There’s going to be drag to the full introduction of e-SIMs: finally implementing instant provisioning; a long hard look at MSISDN as identity; number portability; perhaps an over-the top bring-your-own-voice set up; slow death of legacy devices and co-existing old-SIMs and e-SIMs; and so on.

Crucially, at the future heart of it all, the CSP will need a real-time infrastructure that enables some of the highly dynamic provisioning and charging.

What I find really exciting is the change in commercial dynamics that this will all bring about. CSPs won’t actually be stopped from offering 2 year contracts, but with the reduction in device subsidies, will anyone really want to sign up for such a plan? Even the acronym SIM (Subscriber Identity Module) originates from the historical understanding that all network users were subscribers; locked and contained in the old post-paid world.

The real-time infrastructure will eventually mean that the e-SIM is only a point of authorization to the network, and the plans the subscriber chooses can be entirely dynamic. Contrast this today to where there are discussions about which SIMs a retail provider like Apple chooses to stock and therefore what plans are offered in the store. If the customer can choose their carrier by e-SIM then they should certainly be able to choose their preferred services in a personalised and dynamic fashion.

If customers are now free to activate a service for a short period of time, without commitment, then the commercial dialogue becomes very different.
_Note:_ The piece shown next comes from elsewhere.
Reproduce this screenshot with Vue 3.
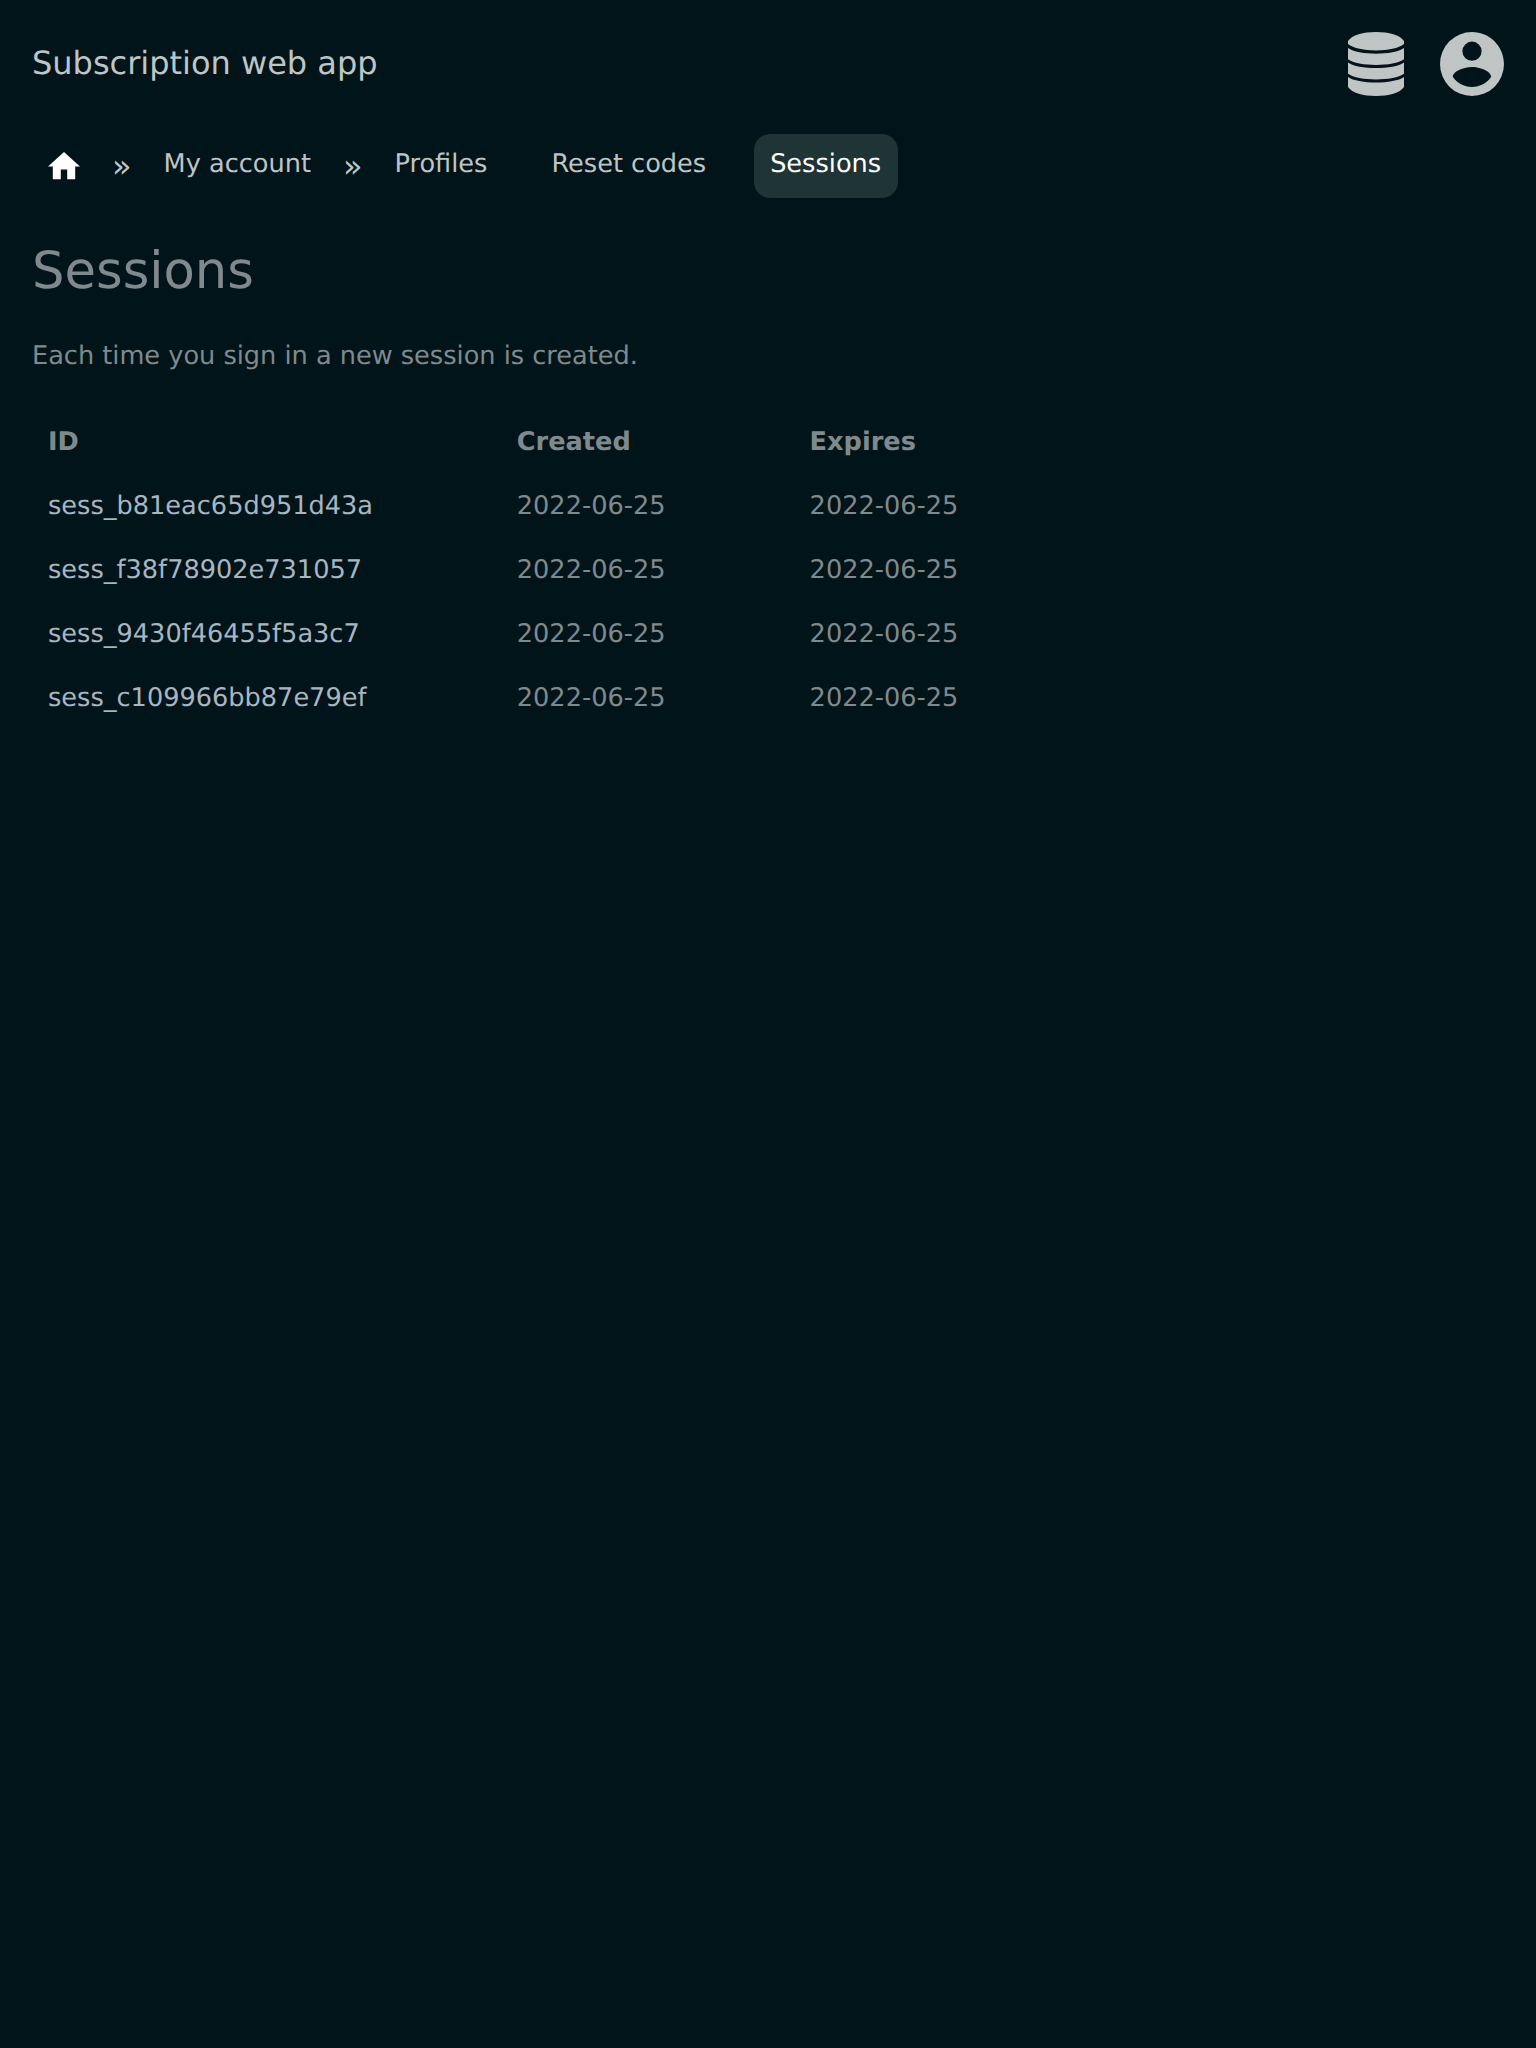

They are truly customers and not always subscribers. CSPs can be successful if their customers choose to return for repeat business, because they received good value, and not because they are tied into a long post-paid contract.

There will be a focus on customers and engagement rather than acquisition or churn.

A year ago I wrote to “buckle your seatbelts” if Apple ever introduced a “game changing soft-SIM iPhone 7”. We still don’t know if Apple will really join the party – or even if it will be as soon as next year – but we can be sure that e-SIMs are on their way. Personally, I’m going to check my belt is fastened.